2020 年 36 巻 1 号 p. 3-12
抄録 近年, 高齢化の進行に伴い, 在宅や介護保険施設などでの歯科医療サービスを提供する機会が増えている. 歯科衛生士は, 国民に安心安全な歯科医療サービスを提供するため, 医科歯科連携のみならず, 看護師, 栄養士など高齢者を取り巻くさまざまな職種と連携することが必要となってきた. そのため, 歯科医療系の大学ではこのような多職種連携に関する教育を行い, 高齢者のQOLを志向する人材を育成することが喫緊の課題である.
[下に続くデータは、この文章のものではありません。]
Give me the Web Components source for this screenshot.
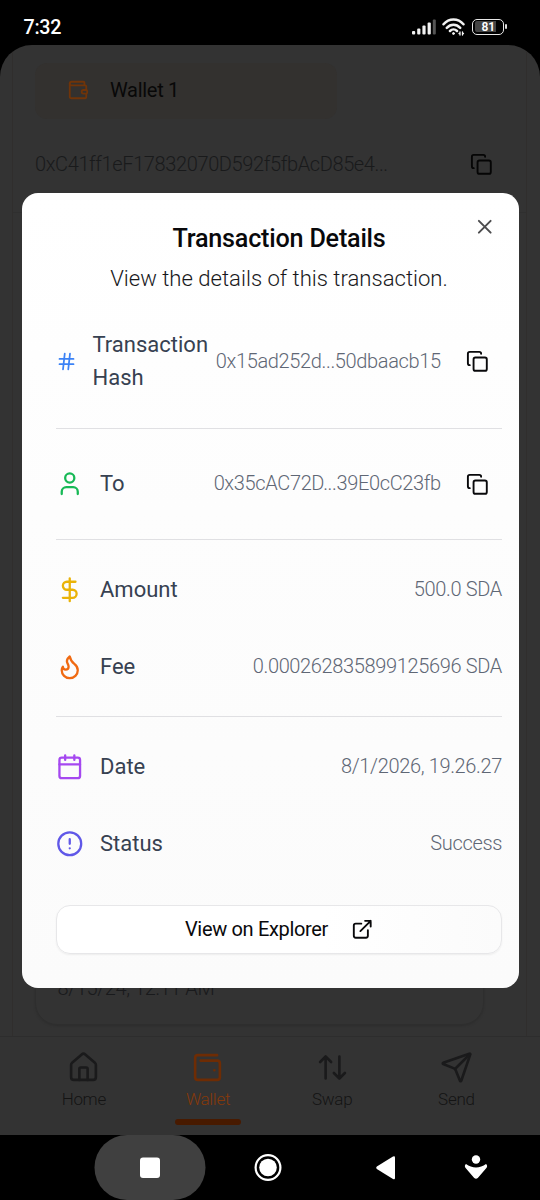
<!DOCTYPE html>
<html lang="en">
<head>
<meta charset="utf-8">
<title>Transaction Details</title>
<style>
html,body{margin:0;padding:0;background:#000;overflow:hidden}
body{font-family:Roboto,"Liberation Sans",sans-serif}
</style>
</head>
<body>
<phone-screen></phone-screen>
<script>
const ICONS = {
  copy:'<rect x="8" y="8" width="14" height="14" rx="2"/><path d="M4 16c-1.1 0-2-.9-2-2V4c0-1.1.9-2 2-2h10c1.1 0 2 .9 2 2"/>',
  close:'<path d="M18 6 6 18M6 6l12 12"/>',
  hash:'<path d="M4 9h16M4 15h16M10 3 8 21M16 3l-2 18"/>',
  user:'<path d="M19 21v-2a4 4 0 0 0-4-4H9a4 4 0 0 0-4 4v2"/><circle cx="12" cy="7" r="4"/>',
  dollar:'<path d="M12 2v20M17 5H9.5a3.5 3.5 0 0 0 0 7h5a3.5 3.5 0 0 1 0 7H6"/>',
  flame:'<path d="M8.5 14.5A2.5 2.5 0 0 0 11 12c0-1.38-.5-2-1-3-1.072-2.143-.224-4.054 2-6 .5 2.5 2 4.9 4 6.500 2 1.600 3 3.500 3 5.500a7 7 0 1 1-14 0c0-1.153.433-2.294 1-3a2.500 2.500 0 0 0 2.500 2.500z"/>',
  calendar:'<path d="M8 2v4M16 2v4M3 10h18"/><rect x="3" y="4" width="18" height="18" rx="2"/>',
  alert:'<circle cx="12" cy="12" r="10"/><path d="M12 8v4M12 16h.01"/>',
  external:'<path d="M15 3h6v6M10 14 21 3M18 13v6a2 2 0 0 1-2 2H5a2 2 0 0 1-2-2V8a2 2 0 0 1 2-2h6"/>',
  wallet:'<path d="M19 7V4a1 1 0 0 0-1-1H5a2 2 0 0 0 0 4h15a1 1 0 0 1 1 1v4h-3a2 2 0 0 0 0 4h3a1 1 0 0 0 1-1v-2a1 1 0 0 0-1-1"/><path d="M3 5v14a2 2 0 0 0 2 2h15a1 1 0 0 0 1-1v-4"/>',
  walletMinimal:'<path d="M17 14h.01M7 7h12a2 2 0 0 1 2 2v10a2 2 0 0 1-2 2H5a2 2 0 0 1-2-2V5a2 2 0 0 1 2-2h14"/>',
  house:'<path d="M15 21v-8a1 1 0 0 0-1-1h-4a1 1 0 0 0-1 1v8"/><path d="M3 10a2 2 0 0 1 .709-1.528l7-5.999a2 2 0 0 1 2.582 0l7 5.999A2 2 0 0 1 21 10v9a2 2 0 0 1-2 2H5a2 2 0 0 1-2-2z"/>',
  swap:'<path d="m21 16-4 4-4-4M17 20V4M3 8l4-4 4 4M7 4v16"/>',
  send:'<path d="M14.536 21.686a.5.5 0 0 0 .937-.024l6.5-19a.496.496 0 0 0-.635-.635l-19 6.5a.5.5 0 0 0-.024.937l7.93 3.18a2 2 0 0 1 1.112 1.11z"/><path d="m21.854 2.147-10.94 10.939"/>'
};
function define(name, render){
  customElements.define(name, class extends HTMLElement{
    constructor(){ super(); this.attachShadow({mode:'open'}); }
    connectedCallback(){ this.shadowRoot.innerHTML = render(this); }
  });
}

define('line-icon', el => `<style>
:host{display:block;flex:none;width:${el.getAttribute('size')}px;height:${el.getAttribute('size')}px}
svg{display:block;width:100%;height:100%;fill:none;stroke:currentColor;stroke-width:${el.getAttribute('weight')||2};stroke-linecap:round;stroke-linejoin:round}
</style><svg viewBox="0 0 24 24">${ICONS[el.getAttribute('name')]}</svg>`);

define('status-bar', () => `<style>
:host{display:flex;height:45px;box-sizing:border-box;padding:8px 33px 0 23.500px;align-items:center;color:#fff;font-size:19.700px;letter-spacing:-.3px;font-weight:500}
svg{display:block}
.time{flex:1;line-height:36px;padding-top:2px}
.sig{margin-right:6.500px}.wifi{margin-right:7px}
.bat{display:flex;align-items:center}
.cell{width:32px;height:16px;box-sizing:border-box;border:1.600px solid #e8e8e8;border-radius:5px;padding:1.500px 2px;}
.fill{background:linear-gradient(90deg,#444 81%,transparent 81%);border-radius:2px;height:100%;display:flex;align-items:center;justify-content:center;font-size:12px;letter-spacing:0;font-weight:600;line-height:10px}
.tip{width:1.700px;height:5px;margin-left:1px;background:#ddd;border-radius:1px}
</style>
<span class="time">7:32</span>
<svg class="sig" width="24" height="16" viewBox="0 0 24 16"><g fill="#f2f2f2"><rect y="12" width="3.200" height="3.500" rx="1"/><rect x="5.200" y="9.500" width="3.200" height="6" rx="1"/><rect x="10.400" y="6.500" width="3.200" height="9" rx="1"/><rect x="15.600" y="3.500" width="3.200" height="12" rx="1"/></g><rect x="20.800" y=".5" width="3" height="15" rx="1" fill="#555"/></svg>
<svg class="wifi" width="23" height="18" viewBox="0 0 23 18" fill="none" stroke="#f2f2f2" stroke-width="2.500" stroke-linecap="round"><path d="M1.500 6.300C7-.2 16-.2 21.500 6.300M4.800 9.800c3.900-4 9.500-4 13.400 0M8 13c2-2 5-2 7 0"/><circle cx="11.500" cy="15.500" r="1" fill="#f2f2f2" stroke-width="1"/><path d="M18 14v3M20.500 14v3M17 15.500h1M20.500 15.500h1" stroke-width="1.300"/></svg>
<div class="bat"><div class="cell"><div class="fill">81</div></div><div class="tip"></div></div>`);

define('wallet-page', () => `<style>
:host{display:flex;flex-direction:column;height:991px;box-sizing:border-box;margin:0 13px 0 12px;border:solid #302e2d;border-width:0 1px;padding:18px 0 0 22px}
.chip{width:302px;height:56px;border-radius:12px;background:#33312f;display:flex;align-items:center;box-sizing:border-box;padding:0 0 2px 31.500px;color:#080808;font-size:20px;letter-spacing:-.3px}
.chip line-icon{color:#703409;margin-right:21.500px}
.addr{display:flex;align-items:center;height:33px;margin-top:28px;font-size:20px;letter-spacing:-.38px;font-weight:300;color:#191a1b}
.addr span{width:435px}
.addr line-icon{color:#050505;position:relative;top:.5px}
.divider{height:1px;background:#2f2f2f;margin:32px 0 0 -22px}
.item{margin-top:690px;width:449px;height:122px;box-sizing:border-box;border:1px solid #2e2e2e;border-radius:22px;box-shadow:0 1px 2px #2d2d2d;padding:71px 22px 0 21.500px;font-size:20px;letter-spacing:-.38px;line-height:26px;color:#191a1c;font-weight:300}
</style>
<div class="chip"><line-icon name="wallet" size="22"></line-icon>Wallet 1</div>
<div class="addr"><span>0xC41ff1eF17832070D592f5fbAcD85e4...</span><line-icon name="copy" size="22.700"></line-icon></div>
<div class="divider"></div>
<div class="item">8/15/24, 12:11 AM</div>`);

define('nav-tab', el => `<style>
:host{display:flex;flex-direction:column;align-items:center;width:124.200px;box-sizing:border-box;padding-top:13.500px;font-size:17px;letter-spacing:-.3px;font-weight:300;color:${el.hasAttribute('active')?'#86390a':'#141414'}}
line-icon{color:${el.hasAttribute('active')?'#6e2c04':'#1a1a1b'}}
span{line-height:22px;margin-top:4px}
i{display:${el.hasAttribute('active')?'block':'none'};width:66px;height:5.500px;border-radius:3px;background:#481a00;margin-top:9.500px}
</style><line-icon name="${el.getAttribute('icon')}" size="33" weight="1.900"></line-icon><span><slot></slot></span><i></i>`);

define('tab-bar', () => `<style>
:host{display:flex;height:99px;box-sizing:border-box;border-top:1px solid #2d2d2d;padding-left:21.700px;background:#333}
</style><nav-tab icon="house">Home</nav-tab><nav-tab icon="walletMinimal" active>Wallet</nav-tab><nav-tab icon="swap">Swap</nav-tab><nav-tab icon="send">Send</nav-tab>`);

define('detail-row', el => `<style>
:host{display:flex;align-items:center;height:77px;box-sizing:border-box}
.ic{color:${el.getAttribute('tint')};width:${el.getAttribute('icon-box')||27.5}px;margin-right:16.500px;display:flex;justify-content:center}
.label{flex:1;font-size:22px;line-height:33px;color:#374151;font-weight:400;padding-bottom:${el.hasAttribute('copy')?2:0}px}
.value{font-size:20px;letter-spacing:-.35px;line-height:28px;padding-bottom:2px;color:#5f6775;font-weight:300;white-space:nowrap}
.copy{color:#09090b;margin:0 13.500px 0 25px}
</style>
<div class="ic"><line-icon name="${el.getAttribute('icon')}" size="${el.getAttribute('icon-size')||27.5}"></line-icon></div>
<div class="label">${el.getAttribute('label')}</div><div class="value"><slot></slot></div>
${el.hasAttribute('copy')?'<line-icon class="copy" name="copy" size="22.700"></line-icon>':''}`);

define('explorer-button', () => `<style>
:host{display:flex;height:49px;box-sizing:border-box;align-items:center;justify-content:center;border:1.400px solid #e7e7e9;border-radius:14px;background:linear-gradient(90deg,#fff 60%,#fbfbfb);box-shadow:0 1px 2px rgba(0,0,0,.06);font-size:20px;letter-spacing:-.33px;font-weight:400;color:#09090b}
span{padding-bottom:1px}
line-icon{margin-left:22.500px}
</style><span><slot></slot></span><line-icon name="external" size="22.500"></line-icon>`);

define('detail-dialog', () => `<style>
:host{display:block;width:496.500px;height:794.500px;box-sizing:border-box;background:linear-gradient(#fff,#fdfdfd 40%,#fbfbfb);border-radius:16px;padding:29px 16.500px 0 34px;position:relative}
h2{margin:0;font-size:25.200px;letter-spacing:-.22px;line-height:33px;font-weight:500;text-align:center;color:#09090b}
p{margin:7px 0 0;font-size:22.100px;line-height:33px;font-weight:300;text-align:center;color:#18181b}
.close{position:absolute;right:22.500px;top:22px;color:#4c4c4e}
.one{height:133px}.two{height:110px}
.group{padding:11px 0}
.line{height:1px;background:#e0e0e3}
explorer-button{margin-top:12px}
</style>
<line-icon class="close" name="close" size="23.500"></line-icon>
<h2>Transaction Details</h2><p>View the details of this transaction.</p>
<detail-row class="one" icon="hash" icon-box="20" icon-size="21" tint="#3b82f6" label="Transaction<br>Hash" copy>0x15ad252d...50dbaacb15</detail-row>
<div class="line"></div>
<detail-row class="two" icon="user" tint="#17b956" label="To" copy>0x35cAC72D...39E0cC23fb</detail-row>
<div class="line"></div>
<div class="group">
<detail-row icon="dollar" tint="#eab308" label="Amount">500.0 SDA</detail-row>
<detail-row icon="flame" tint="#f06a12" label="Fee">0.000262835899125696 SDA</detail-row>
</div>
<div class="line"></div>
<div class="group">
<detail-row icon="calendar" tint="#a548f0" label="Date">8/1/2026, 19.26.27</detail-row>
<detail-row icon="alert" tint="#6058e8" label="Status">Success</detail-row>
</div>
<explorer-button>View on Explorer</explorer-button>`);

define('system-nav', () => `<style>
:host{display:block;height:65px;background:#000}
svg{display:block}
</style><svg width="540" height="65" viewBox="0 0 540 65">
<rect x="94.500" y="0" width="111" height="65" rx="32.500" fill="#404040"/>
<g fill="#fff"><rect x="140" y="22.500" width="20" height="20.500" rx="3"/>
<circle cx="268" cy="32.500" r="8.800"/><circle cx="268" cy="32.500" r="12.400" fill="none" stroke="#fff" stroke-width="2.200"/>
<path d="M376.800 31.500 393 21.500q2-1 2 1v20.500q0 2-2 1L376.800 34q-1.300-1.200 0-2.500z"/>
<circle cx="476" cy="24.500" r="4.200"/><path d="M466 29c6 4.500 14 4.500 20 0 1.200 1 1.500 2.500.6 3.800l-8.800 10.200q-1.800 1.600-3.600 0L465.400 32.800c-.9-1.300-.6-2.800.6-3.800z"/></g></svg>`);

define('phone-screen', () => `<style>
:host{display:block;width:540px;height:1200px;background:#000;overflow:hidden;position:relative}
.app{height:1090px;background:#333;border-radius:32px 32px 0 0;overflow:hidden}
detail-dialog{position:absolute;left:22px;top:193px}
</style>
<status-bar></status-bar>
<div class="app"><wallet-page></wallet-page><tab-bar></tab-bar></div>
<system-nav></system-nav>
<detail-dialog></detail-dialog>`);
</script>
</body>
</html>
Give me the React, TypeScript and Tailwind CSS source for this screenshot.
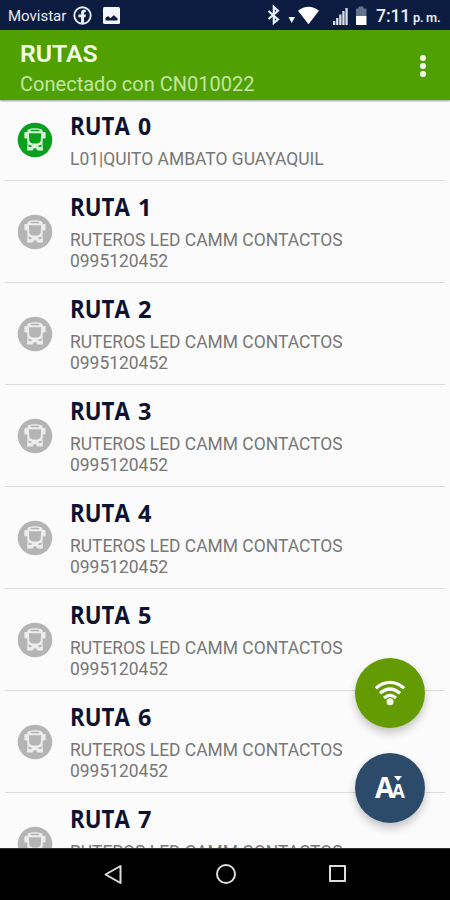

九州歯科大学では, 西南女学院大学看護学科, 栄養学科, 福祉学科, 西日本工業大学デザイン学部の学生を対象として, 高齢者のQOL向上のために異なる専門分野の学生が互いに学習し合い, 将来, 専門職種として現場に出た際, 多職種連携のニーズに対応することができる人材を育成することを目的とした 「高齢者支援学Ⅰ」 を平成29年度から実施している. 本研究では, 当該講座において全受講生に対する受講前後のテストならびに九州歯科大学の受講生を対象とした受講後アンケート調査を行い, 当該講座の教育的効果について検討した.
平成29年度, 30年度のいずれにおいても, ポストテストの得点がプレテストの得点より有意に高かった. また, 受講後アンケート調査では, 多職種連携の知識の習得とほかの職種への理解に正の相関がみられた. 以上より, 本講座は多職種連携に関する教育的効果があったことが示唆された.